Use common sense and show respect.
Work on your elegance,
and beauty will follow.
Let them go.
The things you see as just clothes are reminders of her mother and although she may say she's fine with you have a few, the will be fraught with memories that will cause many mixed emotions for her.
I don't wear women's clothes, I wear MY clothes !
Well every situation is different, but I would predict that this is a really bad idea. Do you want to appear as your wife's mother? The number of different possible ick factors here are astounding. Plus, is she even likely to have much that isn't way back dated, matronly, or even close in size?
I also agree with Shelly , you need to be respectful to both your wife and your mother in law .
My other thought is would there be anything worth having depending on what the age gap is . If I was in a situation to be offered I think I might decline anyway wearing an older lady's clothes doesn't feel right .
Regardless of whose clothing it is, Do you really want to dress a generation older than you are?
This is a REALLY, REALLY bad idea on so many levels that I don't even know where to start...
I'm with Meghan and Leslie on this one. The downside risks are way too high.
This would not end well in a lot of ways. If it's just a convenient way to get some things of your own, it may seem easy but the consequences would be huge about her finding out and the dressing up idea.
Maybe going to a second hand store and finding something that really appeals to you would have a better value to you.
You have the answers if you ask yourself.
Oh, I readily agree this is probably a bad idea. However, if she was a collector of fine vintage lingerie/slips I can feel your desire to save them. If she had knowledge of your cross dressing and your wife approves maybe it would be alright. I'd hate to see some garments ending up at Goodwill and then sold on ebay.
I would say don't do it.
Telling your wife that you would like to have some of her mother's clothes sounds risky at the best of times, but even more so at a time like this.
"The only way is onward. There is no turning back."
I wouldn't even consider it. Real bad idea.
I agree with others, bad juju
If we are voting, put me down as a 'NO'
NO way, nada, not happening.
There is an 'ick factor' on so many levels.
But, you do what you want.
Before you can love another, you must first like yourself
I Aim To Misbehave
Labels belong on BOXES, not PEOPLE!
I agree with everyone here: This is a big big NO NO so in other words, forget about it. If you go anywhere near any of those items, you could cause a lot of unncessary friction in your marriage so don't even think of doing anything silly.
This idea kind of gives me the creeps.

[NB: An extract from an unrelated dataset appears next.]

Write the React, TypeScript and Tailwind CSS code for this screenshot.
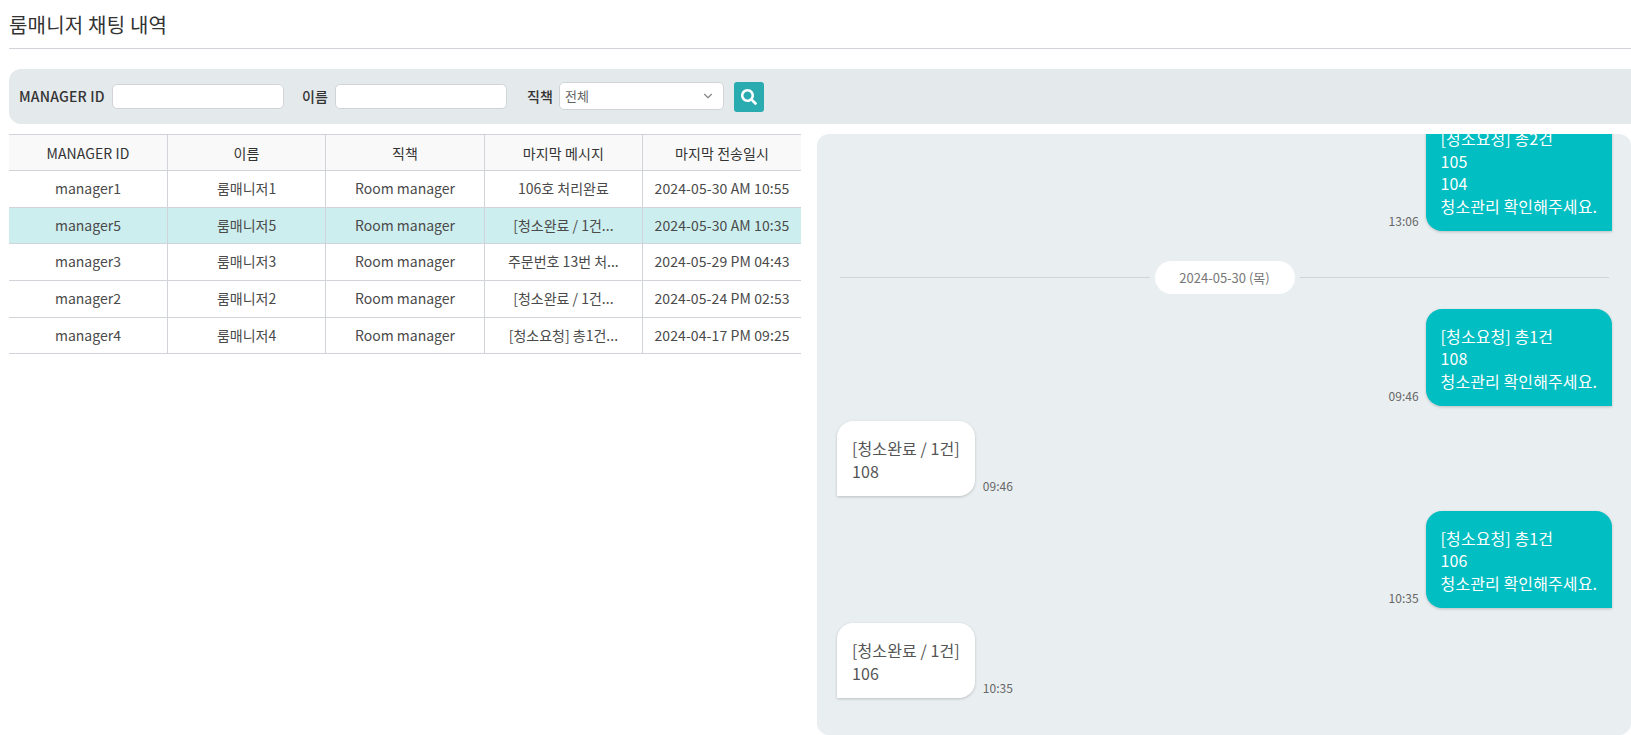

My vote is obviously "no". I can't think of any reason to even pursue this idea.
However, if your wife thinks it's ok and you really want those things, it's your prerogative.
No because its very disrespectful.
I can't believe you even gave it a thought.
This has nothing to do with your M I Law and everything to do your SO!
Ask her, not us!
U can't keep doing the same things over and over and expect to enjoy life to the max. When u try new things, even if they r out of your comfort zone, u may experience new excitement and growth that u never expected.
Challenge yourself and pursue your passions! When your life clock runs out, you'll have few or NO REGRETS!
If your wife is good with that.
Angie
Everyone makes good points. Never without your wife's blessing. One more thing, though. DO you really want to dress like your mother in law?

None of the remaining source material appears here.